Wie wirkt sich der mangelnde Anschluss an internationale Forschungsprojekte auf die Qualität und Attraktivität von Schweizer Hochschulen aus?

Insbesondere der Ausschluss von den meisten der prestigeträchtigen und hochdotierten Einzelförderungsinstrumenten des European Research Council (ERC) und der Marie-Skłodowska-Curie-Aktionen (MSCA, Mobilitätsinstrument) sind für Forschende an Schweizer Hochschulen einschneidend. Es besteht die Gefahr, dass junge Forschende ihre wissenschaftliche Karriere im Ausland fortsetzen und der Schweiz als Nachwuchstalente fehlen. Der Bundesrat strebt in den laufenden Verhandlungen mit der EU deshalb eine rasche Assoziierung an.

Und was bedeutet dies für den hiesigen Arbeitsmarkt im Bereich Cybersecurity?

Die Talentabwanderung von Schweizer Hochschulen ins Ausland hätte auch in diesem Bereich negative Konsequenzen. Start-ups und KMUs sind ebenfalls von den Ausschlüssen bei der Einzelförderung betroffen, namentlich aus dem Förderinstrument Accelerator des European Innovation Councils (EIC). Dies kann die Gewinnung von Inverstoren erschweren, wobei Innosuisse 2022 und 2023 ein Ersatzinstrument zum Accelerator lanciert hat. Grundsätzlich haben Start-ups und KMUs zwar die Möglichkeit, eine zusätzliche rechtliche Basis in einem anderen Land zu etablieren, allerdings greifen in der der EU zunehmend die Investitionskontrollmechanismen für strategische Themen wie Cybersecurity, so dass unter Umständen der Zugang trotzdem verwehrt bleibt. 

Welche Rolle kann die Privatwirtschaft dabei spielen? Wie kann sie die internationale Kooperation fördern?

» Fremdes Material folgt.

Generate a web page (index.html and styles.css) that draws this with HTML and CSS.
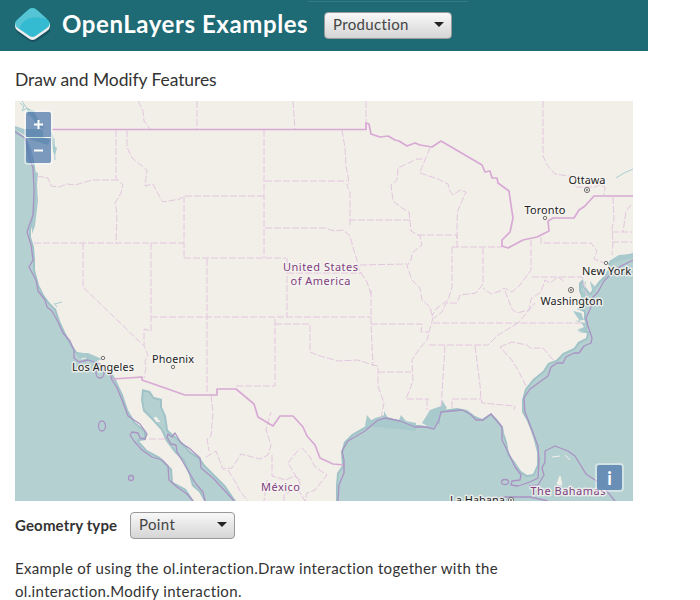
FILE: index.html
```html
<!DOCTYPE html>
<html lang="en">
<head>
<meta charset="utf-8">
<title>Draw and Modify Features</title>
<link rel="stylesheet" href="styles.css">
</head>
<body>
<header class="navbar">
  <svg class="logo" viewBox="0 0 36 38" width="36" height="38">
    <path d="M1 20Q0 24 3 26L13 33Q18 37 23 33L33 26Q36 24 35 20Z" fill="#17515d"/>
    <path d="M0 16V19Q0 22 3 24L13 31Q17.500 35 22 31L32 24Q35 22 35 19V16Z" fill="#eeeeee"/>
    <path d="M2 13L12 4Q17.500-2 23 4L33 13Q37 17 32 21L22 28Q17.500 32 13 28L3 21Q-2 17 2 13Z" fill="#34bbd1"/>
    <path d="M2 13L12 4Q17.500-2 23 4L32 12Q11 6 4 21L3 21Q-2 17 2 13Z" fill="#55c5d6"/>
  </svg>
  <span class="brand">OpenLayers Examples</span>
  <span class="picker picker-mode"><select><option>Production</option></select></span>
</header>
<main class="content">
  <h4 class="title">Draw and Modify Features</h4>
  <div class="map">
    <svg class="tiles" viewBox="15 101 618 400" width="618" height="400">
      <rect x="15" y="101" width="618" height="400" fill="#b5d0d0"/>
      <path class="land" d="M15 101H633V253L625 255 614 260 608 263 609 268 605 275 599 281 593 289 590 293 584 285 583 279 579 283 579 291 582 298 582 304 577 309 584 312 584 319 586 325 584 331 578 332 587 333 586 338 578 342 574 348 563 353 556 360 548 363 543 371 533 379 525 389 522 400 522 412 527 421 531 431 534 440 537 452 537 465 533 474 527 475 521 471 515 462 509 454 507 442 504 433 503 427 497 419 491 413 482 419 475 416 467 410 457 408 443 410 430 411 437 414 438 422 428 421 431 427 420 425 409 425 398 420 384 416 375 418 366 426 352 434 344 442 341 453 342 466 337 473 336 486 336 501H236L225 485 211 471 205 465 200 458 190 451 183 443 175 436 168 430 166 416 162 407 162 399 154 397 150 391 142 389 141 400 143 411 151 419 161 430 166 441 175 453 183 461 189 475 192 486 199 492 204 501H194L186 489 173 482 172 469 160 457 147 450 139 441 146 440 146 431 135 422 128 410 123 395 116 380 112 373 99 363 90 354 77 352 72 345 65 332 60 321 56 309 49 302 44 295 39 285 35 270 35 260 34 247 31 237 31 230 34 219 36 204 37 182 34 160 30 146 25 137 15 129Z"/>
      <g class="water">
        <path d="M33 129L43 130 43 137 50 140 48 145 32 140 15 129V126L24 129ZM51 131l2 5 1 10 3 2-2 7-2-3-1-8ZM28 108l6 4 8 14 4 3-7-2-11-14Z"/>
        <path d="M34 171l4 2-1 12 1 16-3 25-3 8v-9l3-16 1-25ZM586 281l-5 5 2 8 2-7ZM590 281l2 9 3 3 1-5ZM609 261l10-6 14-1v4l-23 5ZM583 307l-8-7 6 2 1-12 3-8 0 23ZM573 311l8 2 3 7-9 1 11 2-1 10-8-3 7-3M422 423l8-13 11-4 1-6 5 8-7 7-2 9-7 4ZM365 426l2-11 4 5 13-5v-4l4 7 11 2 2-5 5 6 10 2v8Z"/>
        <path d="M76 353l12 0 14 6-8 3-14-3Z"/>
      </g>
      <g class="rivers"><path d="M20 103l4 3-2 5 5-3 2 8 M22 101l6 9 7 1 M54 138l1 22 M55 304l7-2 M54 303l3 4 M616 178l8-5 9-4 M575 312l7 2"/></g>
      <g class="states">
        <path d="M138 101l5 10 1 10 7 9 M197 101v28 M293 101l2 28 M366 101v28 M543 101v55l4 9 8 9 20 3v10l20 0 4-2 6 2-1 8"/>
        <path d="M37 176l11 2 3 8 8 1 8-3 8 1 17-5 26 0 M116 130v48l7 7-2 8-6 10 2 10-1 30 M127 130v17l5 11 15 12-1 8-1 8 8-2 4 8 6 10 17-3 1-2 3 3 M185 196h80 M184 196v62 M34 243h150 M83 243v44l60 58 M151 243v88l-7-2 0 5 0 12 4 9-3 6 1 7-2 10 M184 258h102 M207 259v135 M264 130v128 M265 181h82 M342 130l3 18 1 18 3 16-2 4 3 6v35 M265 228h60l9 3 9-1 7 6 4 15 4 12 1 7 8 12 4 12 M287 258v59 M287 273h75 M151 317h220 M371 290v34l2 42 M275 319v67h-41 M275 324h35v28l10 4 18 5 20-1 15 5 5 1v20l6 17-3 15"/>
        <path d="M349 220H410L409 212 402 208 393 201 391 185 397 180 398 168 417 159 423 159 M430 148L420 172 M420 173L438 179 448 184 450 191 453 195 460 190 466 192 458 210 457 220 457 242 M410 220L411 231 420 236 422 245 412 253 411 260 407 266 412 280 420 288 422 300 430 307 433 318 431 325 427 340 420 348 412 360 413 381 406 399H429 M360 265L407 264 M418 235H457V247 M452 247H502 M452 247V287L448 300 437 308 432 316 M483 248V284L476 293 460 295 457 303 446 303 442 312 434 318 M433 323H518L535 303 M371 324H422L421 332H429 M429 345H488L498 335 518 323H585 M378 372H411 M445 346L441 408 M475 346L480 385 481 399 482 403 515 406 514 410 M452 408V399H481 M427 399V410 M526 386L518 370 511 359 500 347 M500 347L512 342 527 345 530 348H543L554 361"/>
        <path d="M531 240V270L520 285 512 292 504 288 500 291 491 294 483 288 M505 291L512 309 517 313 529 310 531 299 541 292 545 280 550 283 558 277 565 282 M541 237V243H591L597 251 594 259 607 264 M532 277H582L587 297 M613 197L614 219 612 228 613 243 612 255 M612 232H632 M612 242H632 M631 205L626 211 623 232"/>
        <path d="M211 395l2 18-2 23-4 3 2 12 M206 457l10-6 3 8 4 10 9-1 9-14 19 5 8-4 3-10-5-15 5-18 M272 455v21l14 4 8-4 8 5 M228 470l8 13 4 8 8 10 M267 480l-3 21 M284 501l0-6 12-7 M302 448l8 9 5 10 12 8-12 15-8 3-2 8-6-10 1-8-6-10-6-10 12-15 M149 439h17"/>
      </g>
      <path class="national" d="M52 129.500H366V123L369 124 371 134 380 137 388 136 395 140 399 141 407 146 415 143 420 145 432 147 441 141 482 165 485 172 490 171 492 178 497 178 498 183 509 191 511 205 513 218 510 232 502 240 502 246 508 248 523 240 537 237 549 231 548 221 553 218H574L579 210 585 206 594 196H633 M113 379L142 377V380L185 395H217V389H236L254 404 258 417 273 426 280 416H293L303 427 307 436 315 445 320 458 333 464 345 465"/>
      <path class="maritime" d="M15 132L25 138 30 160 33 168 34 190 33 215 29 226 27 232 31 245 33 260 29 267 36 280 38 291 45 300 47 307 52 311 58 322 63 333 70 341 74 350V358L79 362 88 360 100 364 110 373 112 380 117 388 122 400 128 416 140 424 147 434 145 439 140 438 138 433 132 432 130 435 134 441 142 450 152 457 162 460 168 466 169 480 177 487 187 494 193 501 M205 501L203 492 196 484 190 474 183 462 177 452 176 445 171 444 167 437 168 434 172 437 175 433 181 443 189 448 200 458 201 468 213 478 225 491 234 501 M338 501L339 485 344 473V460L342 451 348 441 365 431 378 420 385 418 400 421 415 427H427L434 429 439 420 441 412 462 410 470 414 476 420H483L491 414 502 427V440L509 454 515 467 521 475 520 480 512 481 511 485 518 486 530 482 538 478 539 460 538 446 532 430 525 412 524 398 530 389 548 376 551 367 557 363H563L566 357 574 353H579L584 346 591 343 592 338 588 326 586 318 591 307 593 297 598 292 604 281 612 273 621 266 633 260 M529 486L538 485 544 475 542 468 545 462V451L555 446 568 451 575 456 586 474 601 484 615 501 M485 500L506 497 530 497 548 501"/>
      <g class="islands"><ellipse cx="102" cy="426" rx="3.500" ry="5"/><circle cx="131" cy="478" r="2.500"/><ellipse cx="100" cy="373" rx="4" ry="5"/><ellipse cx="505" cy="482" rx="3.500" ry="2.500"/></g>
      <path class="cays" d="M81 359l5-1M157 422l-3-4 2-1 4 5M168 427l2-2M552 457l8-1M565 455l5 5M560 476l2 9-5-1ZM571 486l-4 3"/>
      <g class="marks"><circle cx="103" cy="358" r="1.700"/><circle cx="173" cy="367" r="1.700"/><circle cx="545" cy="218" r="1.700"/><circle cx="606" cy="263" r="1.700"/><circle cx="587" cy="190" r="2.600"/><circle cx="587" cy="190" r=".7"/><circle cx="571" cy="290" r="2.600"/><circle cx="571" cy="290" r=".7"/><circle cx="511" cy="500" r="2.600"/><circle cx="511" cy="500" r=".7"/></g>
      <g class="city">
        <text x="587" y="184" textLength="37">Ottawa</text><text x="545" y="214" textLength="41">Toronto</text><text x="606.500" y="275" textLength="49">New York</text><text x="571.500" y="305" textLength="62">Washington</text><text x="103" y="371" textLength="62">Los Angeles</text><text x="173" y="363" textLength="42">Phoenix</text><text x="477.500" y="504" textLength="55">La Habana</text>
      </g>
      <g class="country"><text x="320.500" y="271" textLength="75">United States</text><text x="320.500" y="285" textLength="60">of America</text><text x="280.500" y="491" textLength="39">México</text><text x="568" y="495" textLength="75">The Bahamas</text></g>
    </svg>
    <div class="zoom">
      <button class="control control-in"><svg width="11" height="11" viewBox="0 0 11 11"><path d="M5.500 1v9M1 5.500h9"/></svg></button>
      <button class="control control-out"><svg width="11" height="11" viewBox="0 0 11 11"><path d="M1 5.500h9"/></svg></button>
    </div>
    <div class="attribution"><button class="control control-info">i</button></div>
  </div>
  <form class="form"><label class="label">Geometry type</label><span class="picker picker-type"><select><option>Point</option></select></span></form>
  <p class="description">Example of using the ol.interaction.Draw interaction together with the<br>ol.interaction.Modify interaction.</p>
</main>
</body>
</html>
```
FILE: styles.css
```css
* { box-sizing: border-box; }
body { margin: 0; height: 600px; overflow: hidden; background: #fff; color: #333; font-family: Lato, "Open Sans", sans-serif; font-size: 15px; }
.navbar { width: 648px; height: 51px; padding: 7px 0 0 15px; display: flex; align-items: flex-start; background: linear-gradient(#347b85, #347b85) 308px 1px / 160px 1px no-repeat #1f6b75; }
.logo { flex: none; }
.brand { width: 262px; margin-left: 11px; color: #fff; font-size: 24px; font-weight: 700; line-height: 34px; letter-spacing: .58px; white-space: nowrap; }
.picker { display: inline-block; position: relative; height: 27px; }
.picker::after { content: ""; position: absolute; right: 8px; top: 10px; border: 5px solid transparent; border-top-color: #222; border-bottom: 0; }
.picker select { display: block; width: 100%; height: 27px; padding: 0 8px 3px; appearance: none; border: 1px solid #999; border-radius: 4px; background: linear-gradient(#f8f8f8, #d5d5d5); color: #444; font: 15px Lato, sans-serif; letter-spacing: .35px; }
.picker-mode { width: 128px; margin-top: 5px; }
.picker-type { width: 105px; }
.content { padding: 0 15px; }
.title { margin: 0; padding-top: 16px; height: 50px; font-size: 17.500px; font-weight: 400; line-height: 26px; letter-spacing: -.08px; }
.map { position: relative; width: 618px; height: 400px; overflow: hidden; }
.tiles { display: block; }
.land { fill: #f2efe9; stroke: #a0c3c8; stroke-width: 4; stroke-linejoin: round; paint-order: stroke; }
.water { fill: #a9cacc; }
.rivers { fill: none; stroke: #a9cfd0; stroke-width: 1; }
.states { fill: none; stroke: #e3c6df; stroke-width: 1; stroke-dasharray: 7 2; }
.national { fill: none; stroke: #d8a9d4; stroke-width: 1.700; stroke-linejoin: round; }
.maritime, .islands { fill: none; stroke: #a992c4; stroke-width: 1.300; stroke-linejoin: round; }
.cays { fill: #f2efe9; stroke: #f2efe9; }
.marks { fill: #f2efe9; stroke: #555; stroke-width: .8; }
.city, .country { font-family: "Noto Sans", sans-serif; font-size: 11px; text-anchor: middle; paint-order: stroke; stroke: #f7f5f1; stroke-opacity: .75; stroke-width: 3px; stroke-linejoin: round; }
.city { fill: #222; }
.country { fill: #804080; }
.zoom, .attribution { position: absolute; padding: 2px; border-radius: 4px; background: rgba(255, 255, 255, .4); }
.zoom { left: 9px; top: 9px; width: 29px; }
.attribution { right: 9px; bottom: 9px; }
.control { display: flex; align-items: center; justify-content: center; width: 25px; height: 25px; margin: 0; padding: 0; border: 0; color: #fff; background: rgba(0, 60, 136, .5); }
.control path { fill: none; stroke: #fff; stroke-width: 2; }
.control-in { margin-bottom: 1px; border-radius: 2px 2px 0 0; }
.control-out { border-radius: 0 0 2px 2px; }
.control-info { border-radius: 2px; background: #6a8fb6; font: 700 18px Lato, sans-serif; }
.form { display: flex; align-items: center; margin: 0; padding-top: 11px; }
.label { width: 115px; padding-bottom: 2px; font-weight: 700; letter-spacing: .15px; }
.description { margin: 18px 0 0; font-size: 15px; line-height: 23px; letter-spacing: .34px; white-space: nowrap; }
```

Die Schweiz verfügt über eine reiche und fortschrittliche Start-up-Szene im Bereich der Cybersecurity, die sich mit innovativen Lösungen international noch besser positionieren könnte. Zusätzlich zu den bereits genannten Punkten möchte ich auf die Möglichkeit hinweisen, Mitglied der European Cyber Security Organisation (ECSO) zu werden, einer europäischen, sektorübergreifenden Mitgliederorganisation. Sie trägt zur Entwicklung von Cybersecurity-Gemeinschaften und zum Aufbau des europäischen Cybersecurity-Ökosystems bei. Die ECSO ist ein Zusammenschluss des öffentlichen und privaten Sektors und steht auch Schweizer Institutionen offen.